PRENDERCI CURA DELLA VITA

Il nostro unico lavoro è quello di prenderci cura della vita. E condotto felicemente a termine quando coloro che amiamo possono trovare il loro nutrimento lontano da noi. Malgrado la nostra assenza. E, forse, grazie alla nostra assenza. (Christian Bobin)

Bobin inizia subito ad aiutarci, a metterci in guardia, a dare valore a questo verbo, avere cura.  Prendersi cura di qualcuno non è sostituirsi a lui, non è invadere il campo dell’altro. Non è voler  risolvere a tutti i costi i suoi problemi, non è neppure appiccicarsi. Non è volerlo guarire a tutti i  costi. Perché qualcuno diceva: attenzione, che il male può essere il bene che si vuole imporre agli  altri. Allora forse aver cura è provare a comprendere quando esserci e quando fermarsi a debita  distanza. E’ abbracciare quando serve – io questo faccio un po’ fatica a farlo, sapendo che in  effetti ogni abbraccio non è solo dato, è anche ricevuto. Forse aver cura è spronare l’altro a tirar  fuori il meglio di quello che è. E forse, aver cura è aiutare l’altro a guardarsi con gli occhi che tu  scegli di aver su di lui, occhi di amore. Insomma, abbiamo inteso che aver cura non è un qualcosa  che ha a che fare semplicemente con un cullarsi l’uno con l’altro. Io credo che abbia più a che  fare con il provare a risvegliarci insieme.(Fra Giorgio)

Ho sentito il battito del Tuo Cuore nella quiete perfetta dei campi, nel Tabernacolo oscuro di una cattedrale vuota, nell’unità di cuore e di mente di un’assemblea di persone che ti amano.
Ti ho trovato nella gioia, dove ti cerco e spesso ti trovo. Ma sempre ti trovo nella sofferenza. La sofferenza è come il rintocco della campana che chiama la sposa di Dio alla preghiera.
Signore, ti ho trovato nella terribile grandezza della sofferenza degli altri. Ti ho visto nella sublime accettazione e nell’inspiegabile gioia di coloro la cui vita è tormentata dal dolore.
Ma non sono riuscita a trovarti nei miei piccoli mali e nei miei banali dispiaceri.

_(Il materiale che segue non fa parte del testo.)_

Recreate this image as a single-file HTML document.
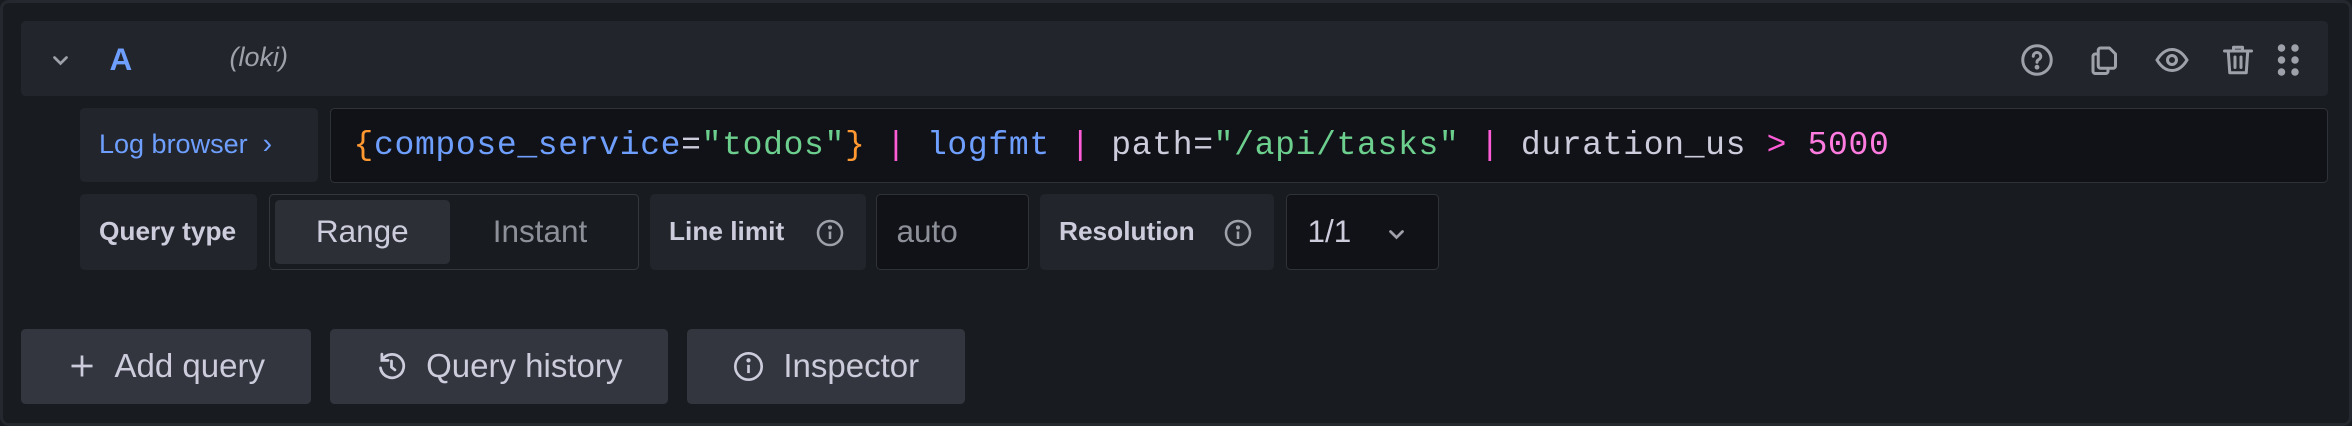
<!DOCTYPE html>
<html><head><meta charset="utf-8"><style>
html,body{margin:0;padding:0;background:#181b1f;}
body{width:1568px;height:284px;zoom:1.5;overflow:hidden;font-family:"Liberation Sans",sans-serif;position:relative;}
.frame{position:absolute;left:0;top:0;width:1564px;height:280px;border:2px solid #25282e;border-radius:6px;background:#181b1f;}
.abs{position:absolute;box-sizing:border-box;}
.hdr{left:14px;top:14px;width:1538px;height:50px;background:#22252b;border-radius:3px;}
.lbl{background:#22252b;border-radius:3px;color:#ccccdc;font-size:17.5px;font-weight:bold;display:flex;align-items:center;padding-left:13px;}
.inp{background:#111217;border:1px solid #2f3238;border-radius:3px;}
.btn{background:#33363e;border-radius:3px;color:#ccccdc;font-size:22px;display:flex;align-items:center;justify-content:center;gap:12px;top:219px;height:50px;}
.code{font-family:"Liberation Mono",monospace;font-size:22px;letter-spacing:0.45px;color:#ccccdc;display:flex;align-items:center;padding-left:15px;}
.code>span{white-space:pre;}
svg{display:block}
</style></head><body>
<div class="frame"></div>
<div class="abs hdr"></div>
<svg class="abs" style="left:33px;top:33px" width="14" height="14" viewBox="0 0 14 14"><path d="M3 5l4 4 4-4" fill="none" stroke="#9fa1aa" stroke-width="1.8" stroke-linecap="round"/></svg>
<div class="abs" style="left:73px;top:27px;color:#6e9fff;font-size:21px;font-weight:bold">A</div>
<div class="abs" style="left:153px;top:28px;color:#9fa1aa;font-size:18px;font-style:italic">(loki)</div>
<svg class="abs" style="left:1346px;top:28px" width="24" height="24" viewBox="0 0 24 24" fill="none" stroke="#9fa1aa" stroke-width="2"><circle cx="12" cy="12" r="9.5"/><path d="M9.5 9.5a2.5 2.5 0 1 1 3.5 2.3c-.7.4-1 .9-1 1.7" stroke-linecap="round"/><circle cx="12" cy="16.8" r=".6" fill="#9fa1aa"/></svg>
<svg class="abs" style="left:1391px;top:28px" width="24" height="24" viewBox="0 0 24 24" fill="none" stroke="#9fa1aa" stroke-width="2" stroke-linejoin="round"><path d="M9 4h6l4 4v8a1.5 1.5 0 0 1-1.5 1.5H9A1.5 1.5 0 0 1 7.5 16V5.5A1.5 1.5 0 0 1 9 4z"/><path d="M7.5 8H5.5A1.5 1.5 0 0 0 4 9.5v10A1.5 1.5 0 0 0 5.5 21h7a1.5 1.5 0 0 0 1.5-1.5v-2"/></svg>
<svg class="abs" style="left:1436px;top:28px" width="24" height="24" viewBox="0 0 24 24" fill="none" stroke="#9fa1aa" stroke-width="2"><path d="M2 12c3-5 6.5-7 10-7s7 2 10 7c-3 5-6.5 7-10 7s-7-2-10-7z"/><circle cx="12" cy="12" r="3"/></svg>
<svg class="abs" style="left:1480px;top:28px" width="24" height="24" viewBox="0 0 24 24" fill="none" stroke="#9fa1aa" stroke-width="2" stroke-linecap="round" stroke-linejoin="round"><path d="M3 6h18M9 6V3.5h6V6M5.5 6l1 14.5h11L18.5 6M10 10v7M14 10v7"/></svg>
<svg class="abs" style="left:1516px;top:28px" width="20" height="24" viewBox="0 0 20 24" fill="#9fa1aa"><circle cx="5" cy="4" r="2.5"/><circle cx="14" cy="4" r="2.5"/><circle cx="5" cy="12" r="2.5"/><circle cx="14" cy="12" r="2.5"/><circle cx="5" cy="20" r="2.5"/><circle cx="14" cy="20" r="2.5"/></svg>

<div class="abs lbl" style="left:53px;top:72px;width:159px;height:49px;color:#6e9fff;font-weight:normal;font-size:18px;">Log browser&nbsp;&nbsp;<span style="font-size:19px">›</span></div>
<div class="abs inp code" style="left:220px;top:72px;width:1332px;height:50px;"><span><span style="color:#ff9830">{</span><span style="color:#6e9fff">compose_service</span>=<span style="color:#6ccf8e">"todos"</span><span style="color:#ff9830">}</span> <span style="color:#ff5cd8">|</span> <span style="color:#6e9fff">logfmt</span> <span style="color:#ff5cd8">|</span> path=<span style="color:#6ccf8e">"/api/tasks"</span> <span style="color:#ff5cd8">|</span> duration_us <span style="color:#ff5cd8">&gt;</span> <span style="color:#ff7be0">5000</span></span></div>

<div class="abs lbl" style="left:53px;top:129px;width:118px;height:51px;">Query type</div>
<div class="abs" style="left:179px;top:129px;width:247px;height:51px;border:1px solid #34373d;border-radius:3px;background:#181b1f"></div>
<div class="abs" style="left:183px;top:133px;width:117px;height:43px;background:#2c2f35;border-radius:3px;color:#ccccdc;font-size:21px;display:flex;align-items:center;justify-content:center">Range</div>
<div class="abs" style="left:300px;top:133px;width:120px;height:43px;color:#8e9099;font-size:21px;display:flex;align-items:center;justify-content:center">Instant</div>
<div class="abs lbl" style="left:433px;top:129px;width:144px;height:51px;">Line limit</div>
<svg class="abs" style="left:543px;top:145px" width="20" height="20" viewBox="0 0 20 20" fill="none" stroke="#9fa1aa" stroke-width="1.7"><circle cx="10" cy="10" r="8"/><path d="M10 9v5"/><circle cx="10" cy="6.3" r=".5" fill="#9fa1aa"/></svg>
<div class="abs inp" style="left:584px;top:129px;width:102px;height:51px;color:#8e9099;font-size:21px;display:flex;align-items:center;padding-left:13px">auto</div>
<div class="abs lbl" style="left:693px;top:129px;width:156px;height:51px;">Resolution</div>
<svg class="abs" style="left:815px;top:145px" width="20" height="20" viewBox="0 0 20 20" fill="none" stroke="#9fa1aa" stroke-width="1.7"><circle cx="10" cy="10" r="8"/><path d="M10 9v5"/><circle cx="10" cy="6.3" r=".5" fill="#9fa1aa"/></svg>
<div class="abs inp" style="left:857px;top:129px;width:102px;height:51px;color:#ccccdc;font-size:21px;display:flex;align-items:center;padding-left:14px">1/1</div>
<svg class="abs" style="left:924px;top:149px" width="14" height="14" viewBox="0 0 14 14"><path d="M3 5l4 4 4-4" fill="none" stroke="#9fa1aa" stroke-width="1.8" stroke-linecap="round"/></svg>

<div class="abs btn" style="left:14px;width:193px;"><svg width="20" height="20" viewBox="0 0 20 20"><path d="M10 3v14M3 10h14" stroke="#ccccdc" stroke-width="1.8"/></svg>Add query</div>
<div class="abs btn" style="left:220px;width:225px;"><svg width="22" height="22" viewBox="0 0 24 24" fill="none" stroke="#ccccdc" stroke-width="2" stroke-linecap="round"><path d="M5 7.5A8.5 8.5 0 1 1 4 13"/><path d="M5 3v4.5h4.5"/><path d="M12 8v4.5l2.5 2"/></svg>Query history</div>
<div class="abs btn" style="left:458px;width:185px;"><svg width="22" height="22" viewBox="0 0 20 20" fill="none" stroke="#ccccdc" stroke-width="1.6"><circle cx="10" cy="10" r="8"/><path d="M10 9v5"/><circle cx="10" cy="6.3" r=".5" fill="#ccccdc"/></svg>Inspector</div>
</body></html>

Nella mia fatica ho lasciato passare inutilmente il dramma della Tua Passione redentrice, e la vitalità gioiosa della tua Pasqua è soffocata dal grigiore della mia autocommiserazione.
Signore io credo. Ma tu aiuta la mia fede.
(Madre Teresa di Calcutta)

Signore, è terra sacra il dolore: ch’io mi tolga i sandali quando entro e non abbia a scivolare fra i letti senza incontrare un volto e un nome. Signore, è una cella oscura la malattia: le sue pareti trasudano paura. È un urlo muto che invoca ascolto ai tanti bisogni e nascoste emozioni: chiede di non negarli o minimizzarli, ma riconoscerli e accompagnarli. Insegnami, o Dio, l’arte del silenzio: ch’io freni le domande inopportune, i consigli non richiesti, le frasi fatte; e, davanti all’animo amareggiato, a spiegare l’insondabile mistero, ch’io non tiri in campo il tuo volere, ma porti nella preghiera il lamento. Sia piuttosto il mio corpo a parlare: il sorriso aperto, il calore delle mani; e nel cuore oppresso dal male, possa risvegliare le risorse sopite, aiuti a scoprire le opportunità nuove. Ch’io non pretenda, potente Signore, di risparmiargli ogni pena e affanno e m’accontenti di stare al suo fianco come umile testimone di speranza, come fedele compagno di viaggio.(Don Fausto Cossalter)

Fiorire nel fango

Un pensiero gentile, goccia dopo goccia, scava anche la più dura delle rocce, quella dell’odio. Non priviamoci dunque della soddisfazione di rispondere con gentilezza alla paura, allo sgarbo, alla vendetta, al sopruso, all’ignoranza, alla violenza, al rancore. Nell’intimità̀ del nostro sentire potremmo iniziare con l’essere gentili con noi stessi.
Gentilezza ovunque. Anche nel silenzio. Tra le note dell’esistenza. Il seme della gentilezza autentica, come il fiore di loto, ha il potere di crescere e sbocciare anche nel fango.
Basterebbe così poco, basterebbe un po’ di meraviglia. Rendersi conto che siamo circondati da un miracolo costante. Concedersi il tempo per stare in silenzio ad ascoltare. Ascoltare e sentire.
Concedersi il privilegio di trovare degli spazi liberi per guardare il cielo. La gentilezza ci fa respirare. Ricordare. Che i fiori crescono ancora ovunque. Che in questa terra siamo insieme.
Perché ci sono lontananze che avvicinano e solitudini che uniscono.